The Sajid dynasty (), was an Iranian Muslim dynasty that ruled from 889/890 until 929. The Sajids ruled Azerbaijan and parts of Armenia first from Maragha and Barda and then from Ardabil. The Sajids originated from the Central Asian province of Ushrusana and were of Iranian (Sogdian) descent. Muhammad ibn Abi'l-Saj Diwdad the son of Diwdad, the first Sajid ruler of Azerbaijan, was appointed as its ruler in 889 or 890. Muhammad's father Abu'l-Saj Devdad had fought under the Ushrusanan prince Afshin Khaydar during the latter's final campaign against the rebel Babak Khorramdin in Azerbaijan, and later served the caliphs. Toward the end of the 9th century, as the central authority of the Abbasid Caliphate weakened, Muhammad was able to form a virtually independent state. Much of the Sajids' energies were spent in attempting to take control of neighboring Armenia. The dynasty ended with the death of Abu'l-Musafir al-Fath in 929.

History 
At the end of the ninth century (898–900) coins were minted named after Muhammad ibn Abu Saj. Muhammad ibn Abu Saj succeeded in incorporating much of the South Caucasus into the Sajid state. The first capital of Sajids was Maragha though they usually resided in Barda.

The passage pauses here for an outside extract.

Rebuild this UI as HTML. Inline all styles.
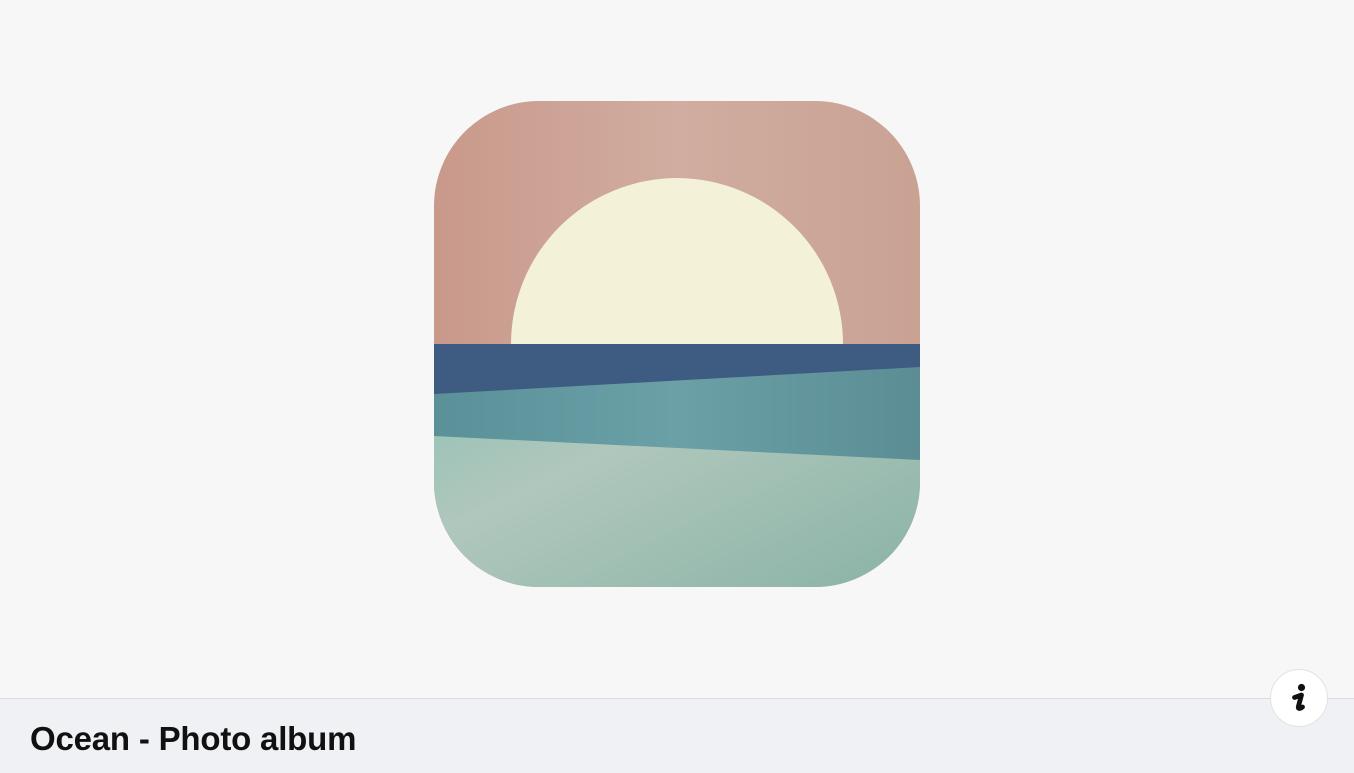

Yusuf ibn Abi’l-Saj came to power in 901 and demolished the walls of Maragha and moved the capital to Ardabil. The eastern borders of the Sajid dynasty extended to the shores of the Caspian Sea, and the western borders to the cities of Ani and Dabil (Dvin). Yusuf ibn Abi’l-Saj relations with the caliph were not good. In 908, a caliphate army was sent against Yusuf, but al-Muqtafi died and his successor, al-Muqtadir, moved a large army against Yusuf ibn Abi’l-Saj and forced him to pay a tribute of 120 thousand dinars a year. Abu’l-Hasan Ali ibn al-Furat the vizier of al-Muqtadir, played a key role in establishing peace, and since then Yusuf ibn Abi’l-Saj considered him his patron in Baghdad and often mentioned him on his coins. Peace allowed Yusuf ibn Abi’l-Saj to receive investiture of the governorship in Azerbaijan by the caliph in 909.

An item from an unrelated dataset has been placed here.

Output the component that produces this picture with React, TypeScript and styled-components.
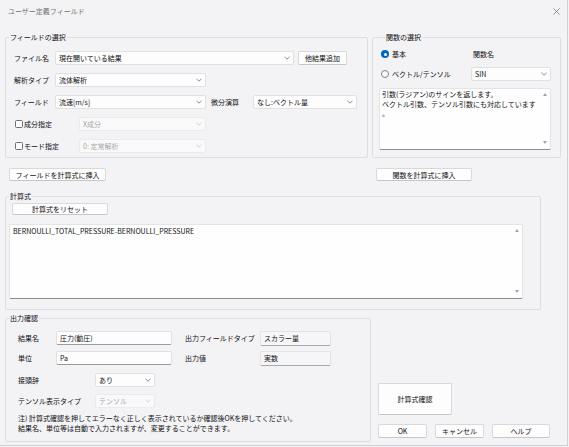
import React from 'react'
import styled, { createGlobalStyle } from 'styled-components'

const GlobalStyle = createGlobalStyle`
  *, *::before, *::after { box-sizing: border-box; }
  html, body { margin: 0; padding: 0; background: #f3f2f5; }
  body {
    font-family: "Noto Sans CJK JP", "Noto Sans", sans-serif;
    font-size: 7px;
    line-height: 10px;
    color: #111113;
  }
`

const Window = styled.div`
  width: 568px;
  height: 446px;
  background: #f3f2f5;
  border-right: 1px solid #c9d1da;
  border-bottom: 1px solid #c9d1da;
  display: flex;
  flex-direction: column;
  padding-left: 5px;
`

const TitleBar = styled.div`
  height: 22px;
  margin-left: -5px;
  display: flex;
  align-items: center;
  justify-content: space-between;
  padding: 0 7px 0 8px;
  color: #707070;
`

const TopRow = styled.div`
  display: flex;
  gap: 4px;
  margin-top: 10px;
`

const Group = styled.fieldset<{ $w: number; $h: number }>`
  margin: 0;
  padding: 0;
  min-width: 0;
  width: ${p => p.$w}px;
  height: ${p => p.$h}px;
  flex: none;
  border: 1px solid #deddE2;
  border-radius: 2px;
`

const Legend = styled.legend<{ $ml: number }>`
  margin-left: ${p => p.$ml}px;
  padding: 0 1px;
  height: 10px;
  line-height: 10px;
`

const GroupBody = styled.div<{ $pad: string; $gap?: number }>`
  padding: ${p => p.$pad};
  display: flex;
  flex-direction: column;
  gap: ${p => p.$gap ?? 0}px;
`

const Row = styled.div<{ $mt?: number }>`
  display: flex;
  align-items: center;
  height: 14px;
  margin-top: ${p => p.$mt ?? 0}px;
`

const Label = styled.span<{ $w?: number; $ml?: number }>`
  flex: none;
  width: ${p => (p.$w ? `${p.$w}px` : 'auto')};
  margin-left: ${p => p.$ml ?? 0}px;
  white-space: nowrap;
`

const Combo = styled.div<{ $w: number; $disabled?: boolean }>`
  flex: none;
  width: ${p => p.$w}px;
  height: 14px;
  display: flex;
  align-items: center;
  justify-content: space-between;
  padding: 0 3px 0 3px;
  background: ${p => (p.$disabled ? '#f9f9fa' : '#fdfdfd')};
  border: 1px solid ${p => (p.$disabled ? '#ebebee' : '#e1e1e4')};
  border-radius: 2px;
  color: ${p => (p.$disabled ? '#a8a8a8' : '#111113')};
  white-space: nowrap;
`

const Button = styled.div<{ $w: number; $h?: number; $ml?: number }>`
  flex: none;
  width: ${p => p.$w}px;
  height: ${p => p.$h ?? 14}px;
  margin-left: ${p => p.$ml ?? 0}px;
  display: flex;
  align-items: center;
  justify-content: center;
  background: #fdfdfd;
  border: 1px solid #d9d9dc;
  border-bottom-color: #c6c6c9;
  border-radius: 2px;
  white-space: nowrap;
`

const Check = styled.span`
  flex: none;
  width: 8px;
  height: 8px;
  margin: 0 1px 0 1px;
  border: 1px solid #6f6f72;
  border-radius: 1.5px;
  background: #fbfbfb;
`

const CheckLabel = styled.label<{ $w: number }>`
  flex: none;
  width: ${p => p.$w}px;
  display: flex;
  align-items: center;
`

const Radio = styled.span<{ $on?: boolean }>`
  flex: none;
  width: 8px;
  height: 8px;
  margin: 0 3px 0 2px;
  border-radius: 50%;
  background: ${p => (p.$on ? '#0067c0' : '#f8f8f8')};
  border: ${p => (p.$on ? 'none' : '1px solid #858589')};
  display: flex;
  align-items: center;
  justify-content: center;
  &::after {
    content: '';
    display: ${p => (p.$on ? 'block' : 'none')};
    width: 3px;
    height: 3px;
    border-radius: 50%;
    background: #fff;
  }
`

const FuncGrid = styled.div`
  display: grid;
  grid-template-columns: 92px 80px;
  grid-template-rows: 14px 14px 62px;
  row-gap: 6px;
  align-items: center;
`

const RadioLabel = styled.label`
  display: flex;
  align-items: center;
`

const ColText = styled.span`
  padding-left: 2px;
`

const TextBox = styled.div<{ $w: number; $h: number; $span?: boolean; $mt?: number }>`
  width: ${p => p.$w}px;
  height: ${p => p.$h}px;
  margin-top: ${p => p.$mt ?? 0}px;
  grid-column: ${p => (p.$span ? '1 / span 2' : 'auto')};
  align-self: start;
  display: flex;
  background: #fdfefd;
  border: 1px solid #e4e4e6;
  border-bottom-color: #8d8d90;
  border-radius: 2px;
`

const TextContent = styled.div<{ $pad?: string }>`
  flex: 1;
  padding: ${p => p.$pad ?? '1px 2px'};
  line-height: 9.5px;
  white-space: pre;
  overflow: hidden;
`

const Scroll = styled.div`
  flex: none;
  width: 11px;
  display: flex;
  flex-direction: column;
  align-items: center;
  justify-content: space-between;
  padding: 4px 0 5px;
`

const Tri = styled.span<{ $down?: boolean }>`
  width: 0;
  height: 0;
  border-left: 2.5px solid transparent;
  border-right: 2.5px solid transparent;
  ${p => (p.$down ? 'border-top: 3px solid #a4a4a7;' : 'border-bottom: 3px solid #a4a4a7;')}
`

const ButtonRow = styled.div`
  display: grid;
  grid-template-columns: 363px 189px;
  column-gap: 4px;
  margin-top: 10px;
`

const Spaced = styled.div<{ $mt: number }>`
  margin-top: ${p => p.$mt}px;
`

const BottomRow = styled.div`
  display: flex;
  margin-top: 3px;
`

const Field = styled.div<{ $w: number; $ro?: boolean }>`
  flex: none;
  width: ${p => p.$w}px;
  height: ${p => (p.$ro ? 15 : 14)}px;
  display: flex;
  align-items: center;
  padding: 0 3px;
  background: ${p => (p.$ro ? '#f6f6f8' : '#fdfdfd')};
  border: 1px solid ${p => (p.$ro ? '#e3e3e6' : '#e1e1e4')};
  border-bottom-color: ${p => (p.$ro ? '#a9a9ad' : '#9a9a9e')};
  border-radius: 2px;
  white-space: nowrap;
`

const Note = styled.div`
  margin-top: 5px;
  line-height: 10px;
  white-space: nowrap;
`

const RightCol = styled.div`
  margin-left: 7px;
  display: flex;
  flex-direction: column;
  justify-content: flex-end;
  padding-bottom: 4px;
  gap: 9px;
`

const BtnGroup = styled.div`
  display: flex;
  gap: 8px;
`

const Chevron = ({ off }: { off?: boolean }) => (
  <svg width="6" height="4" viewBox="0 0 6 4">
    <polyline points="0.5,0.8 3,3.2 5.5,0.8" fill="none" stroke={off ? '#c6c6c9' : '#747477'} strokeWidth="0.8" />
  </svg>
)

const Select = ({ w, value, off }: { w: number; value: string; off?: boolean }) => (
  <Combo $w={w} $disabled={off}>
    <span>{value}</span>
    <Chevron off={off} />
  </Combo>
)

const CloseIcon = () => (
  <svg width="7" height="7" viewBox="0 0 7 7">
    <path d="M0.5 0.5 L6.5 6.5 M6.5 0.5 L0.5 6.5" stroke="#777" strokeWidth="0.8" />
  </svg>
)

export default function App() {
  return (
    <>
      <GlobalStyle />
      <Window>
        <TitleBar>
          <span>ユーザー定義フィールド</span>
          <CloseIcon />
        </TitleBar>

        <TopRow>
          <Group $w={363} $h={126}>
            <Legend $ml={3}>フィールドの選択</Legend>
            <GroupBody $pad="9px 0 0 8px" $gap={8}>
              <Row>
                <Label $w={41}>ファイル名</Label>
                <Select w={239} value="現在開いている結果" />
                <Button $w={49} $ml={4}>他結果追加</Button>
              </Row>
              <Row>
                <Label $w={41}>解析タイプ</Label>
                <Select w={151} value="流体解析" />
              </Row>
              <Row>
                <Label $w={41}>フィールド</Label>
                <Select w={151} value="流速[m/s]" />
                <Label $w={42} $ml={5}>微分演算</Label>
                <Select w={104} value="なし:ベクトル量" />
              </Row>
              <Row>
                <CheckLabel $w={65}>
                  <Check />
                  成分指定
                </CheckLabel>
                <Select w={127} value="X成分" off />
              </Row>
              <Row>
                <CheckLabel $w={65}>
                  <Check />
                  モード指定
                </CheckLabel>
                <Select w={127} value="0: 定常解析" off />
              </Row>
            </GroupBody>
          </Group>

          <Group $w={189} $h={126}>
            <Legend $ml={12}>関数の選択</Legend>
            <GroupBody $pad="5px 0 0 6px">
              <FuncGrid>
                <RadioLabel>
                  <Radio $on />
                  基本
                </RadioLabel>
                <ColText>関数名</ColText>
                <RadioLabel>
                  <Radio />
                  ベクトル/テンソル
                </RadioLabel>
                <Select w={80} value="SIN" />
                <TextBox $w={172} $h={62} $span $mt={1}>
                  <TextContent>
                    {'引数(ラジアン)のサインを返します。\nベクトル引数、テンソル引数にも対応しています\n。'}
                  </TextContent>
                  <Scroll>
                    <Tri />
                    <Tri $down />
                  </Scroll>
                </TextBox>
              </FuncGrid>
            </GroupBody>
          </Group>
        </TopRow>

        <ButtonRow>
          <Button $w={97} $h={13} $ml={4}>フィールドを計算式に挿入</Button>
          <Button $w={96} $h={13} $ml={4}>関数を計算式に挿入</Button>
        </ButtonRow>

        <Spaced $mt={10}>
          <Group $w={536} $h={119}>
            <Legend $ml={3}>計算式</Legend>
            <GroupBody $pad="2px 0 0 3px" $gap={9}>
              <Button $w={96} $h={12} $ml={3}>計算式をリセット</Button>
              <TextBox $w={514} $h={75}>
                <TextContent $pad="2px 3px">BERNOULLI_TOTAL_PRESSURE-BERNOULLI_PRESSURE</TextContent>
                <Scroll>
                  <Tri />
                  <Tri $down />
                </Scroll>
              </TextBox>
            </GroupBody>
          </Group>
        </Spaced>

        <BottomRow>
          <Group $w={366} $h={129}>
            <Legend $ml={3}>出力確認</Legend>
            <GroupBody $pad="8px 0 0 12px">
              <Row>
                <Label $w={38}>結果名</Label>
                <Field $w={116}>圧力(動圧)</Field>
                <Label $w={75} $ml={13}>出力フィールドタイプ</Label>
                <Field $w={71} $ro>スカラー量</Field>
              </Row>
              <Row $mt={6}>
                <Label $w={38}>単位</Label>
                <Field $w={116}>Pa</Field>
                <Label $w={75} $ml={13}>出力値</Label>
                <Field $w={71} $ro>実数</Field>
              </Row>
              <Row $mt={8}>
                <Label $w={77}>接頭辞</Label>
                <Select w={60} value="あり" />
              </Row>
              <Row $mt={7}>
                <Label $w={77}>テンソル表示タイプ</Label>
                <Select w={60} value="テンソル" off />
              </Row>
              <Note>
                注) 計算式確認を押してエラーなく正しく表示されているか確認後OKを押してください。
                <br />
                結果名、単位等は自動で入力されますが、変更することができます。
              </Note>
            </GroupBody>
          </Group>

          <RightCol>
            <Button $w={74} $h={32}>計算式確認</Button>
            <BtnGroup>
              <Button $w={49}>OK</Button>
              <Button $w={49}>キャンセル</Button>
              <Button $w={58}>ヘルプ</Button>
            </BtnGroup>
          </RightCol>
        </BottomRow>
      </Window>
    </>
  )
}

After the dismissal (in 912) of his protector in Baghdad, vizier ibn al-Furat, Yusuf ibn Abi’l-Saj stopped annual tax payments to the caliphate’s treasury.

According to the Azerbaijani historian Abbasgulu aga Bakikhanov, from 908–909 to 919, the Sajids made the Shirvanshah Mazyadids dependent on them. Thus, at the beginning of the X century, the Sajid state included territories from Zanjan in the south to Derbent in the north, the Caspian Sea in the east, to the cities of Ani and Dabil in the west, covering most of the lands of modern Azerbaijan.

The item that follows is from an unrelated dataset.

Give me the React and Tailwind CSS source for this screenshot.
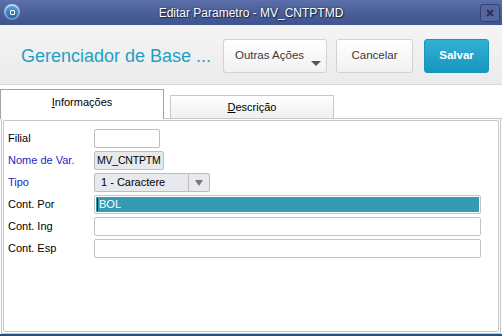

During the reign of Yusuf ibn Abi'l-Saj, Russian raiders attacked the Sajid territory from the north via the Volga in 913–914. Yusuf ibn Abu Saj repaired the Derbent wall to strengthen the northern borders of the state. He also rebuilt the collapsed part of the wall inside the sea.

In 914, Yusuf ibn Abi’l-Saj organized a campaign towards Georgia. Tbilisi was chosen as the center of military operations. He first occupied Kakheti and captured the fortresses of Ujarma and Bochorma, and returned after capturing several territories.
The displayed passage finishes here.